__Given exercise__. Check the listing below for lines with the word "that" and say how many there are, with nothing but the number.

__Dataset records__.
-- Begin --

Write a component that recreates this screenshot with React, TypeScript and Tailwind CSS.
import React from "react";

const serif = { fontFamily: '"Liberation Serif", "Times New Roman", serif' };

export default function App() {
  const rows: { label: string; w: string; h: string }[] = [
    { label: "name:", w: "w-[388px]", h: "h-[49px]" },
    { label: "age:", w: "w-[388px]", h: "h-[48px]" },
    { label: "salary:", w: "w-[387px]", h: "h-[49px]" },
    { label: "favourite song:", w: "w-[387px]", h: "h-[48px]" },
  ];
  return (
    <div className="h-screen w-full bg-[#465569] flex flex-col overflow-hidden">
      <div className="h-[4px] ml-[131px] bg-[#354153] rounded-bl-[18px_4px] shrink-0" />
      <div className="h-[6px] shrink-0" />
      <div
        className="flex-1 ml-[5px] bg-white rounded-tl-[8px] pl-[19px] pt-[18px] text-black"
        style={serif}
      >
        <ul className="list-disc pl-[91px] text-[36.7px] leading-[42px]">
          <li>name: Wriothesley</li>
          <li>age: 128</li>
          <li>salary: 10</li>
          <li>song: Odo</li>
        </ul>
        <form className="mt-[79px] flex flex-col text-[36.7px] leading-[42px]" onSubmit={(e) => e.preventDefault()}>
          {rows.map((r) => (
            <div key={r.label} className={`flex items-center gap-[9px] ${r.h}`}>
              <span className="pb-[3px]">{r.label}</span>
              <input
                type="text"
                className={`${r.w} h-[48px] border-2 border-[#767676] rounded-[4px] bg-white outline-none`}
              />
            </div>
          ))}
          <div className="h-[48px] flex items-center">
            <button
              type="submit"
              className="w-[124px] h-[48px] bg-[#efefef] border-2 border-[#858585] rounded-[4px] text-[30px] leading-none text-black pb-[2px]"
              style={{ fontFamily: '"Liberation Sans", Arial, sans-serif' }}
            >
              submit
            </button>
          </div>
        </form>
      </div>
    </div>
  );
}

-- End --
-- Begin --

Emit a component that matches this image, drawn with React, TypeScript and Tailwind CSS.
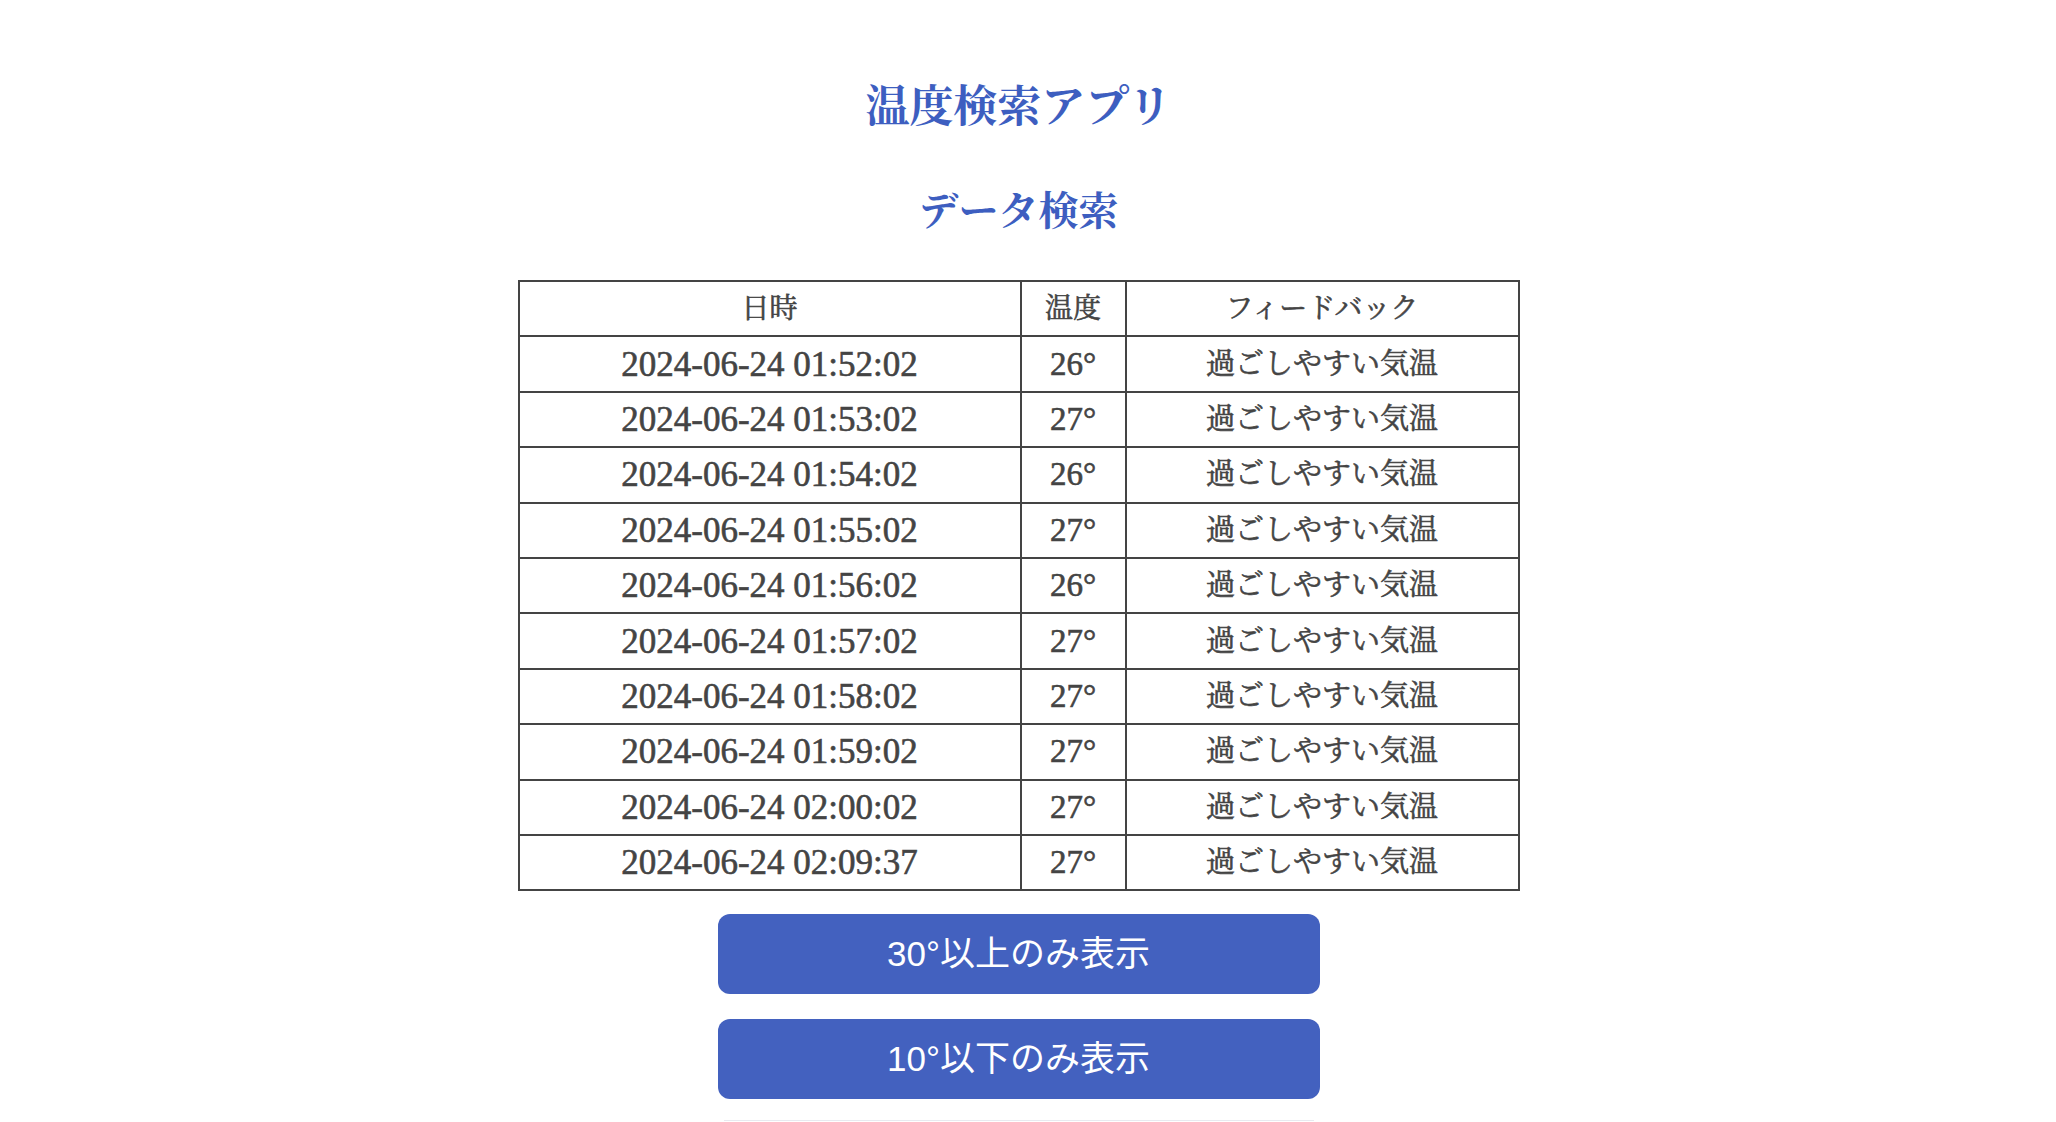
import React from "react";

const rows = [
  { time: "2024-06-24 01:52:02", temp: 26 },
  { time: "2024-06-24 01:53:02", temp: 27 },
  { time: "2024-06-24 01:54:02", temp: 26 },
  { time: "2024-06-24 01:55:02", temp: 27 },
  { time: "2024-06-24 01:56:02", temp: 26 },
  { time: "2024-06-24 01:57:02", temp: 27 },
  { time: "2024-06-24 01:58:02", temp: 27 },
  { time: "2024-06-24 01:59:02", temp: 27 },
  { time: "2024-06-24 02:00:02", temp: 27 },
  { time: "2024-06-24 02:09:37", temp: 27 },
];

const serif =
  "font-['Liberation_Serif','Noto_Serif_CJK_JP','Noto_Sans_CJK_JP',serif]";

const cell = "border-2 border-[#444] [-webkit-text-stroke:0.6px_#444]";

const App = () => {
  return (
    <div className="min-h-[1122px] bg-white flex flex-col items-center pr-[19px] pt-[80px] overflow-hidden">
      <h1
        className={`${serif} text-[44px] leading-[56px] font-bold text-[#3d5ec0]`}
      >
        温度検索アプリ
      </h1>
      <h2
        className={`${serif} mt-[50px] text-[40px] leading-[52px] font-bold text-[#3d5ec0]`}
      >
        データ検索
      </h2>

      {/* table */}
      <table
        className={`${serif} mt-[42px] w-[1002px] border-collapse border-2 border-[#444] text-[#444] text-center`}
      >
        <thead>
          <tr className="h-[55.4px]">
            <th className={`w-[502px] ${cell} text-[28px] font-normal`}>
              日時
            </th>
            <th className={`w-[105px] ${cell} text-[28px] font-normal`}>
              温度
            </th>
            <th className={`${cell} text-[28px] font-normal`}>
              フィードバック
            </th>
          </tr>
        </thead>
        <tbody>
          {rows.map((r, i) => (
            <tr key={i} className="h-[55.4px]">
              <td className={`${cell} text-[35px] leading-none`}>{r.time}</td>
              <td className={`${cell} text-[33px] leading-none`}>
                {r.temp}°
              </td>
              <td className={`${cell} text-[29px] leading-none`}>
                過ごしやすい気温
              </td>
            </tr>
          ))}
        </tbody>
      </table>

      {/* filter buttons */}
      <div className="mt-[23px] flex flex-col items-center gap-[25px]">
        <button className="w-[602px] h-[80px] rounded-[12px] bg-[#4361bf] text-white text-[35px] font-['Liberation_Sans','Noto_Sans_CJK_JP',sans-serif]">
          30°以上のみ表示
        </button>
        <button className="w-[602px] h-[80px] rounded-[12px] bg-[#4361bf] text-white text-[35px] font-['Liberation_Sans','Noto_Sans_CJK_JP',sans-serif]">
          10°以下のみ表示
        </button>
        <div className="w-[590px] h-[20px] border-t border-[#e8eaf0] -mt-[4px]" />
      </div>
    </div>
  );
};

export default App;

-- End --

__Task response__. 2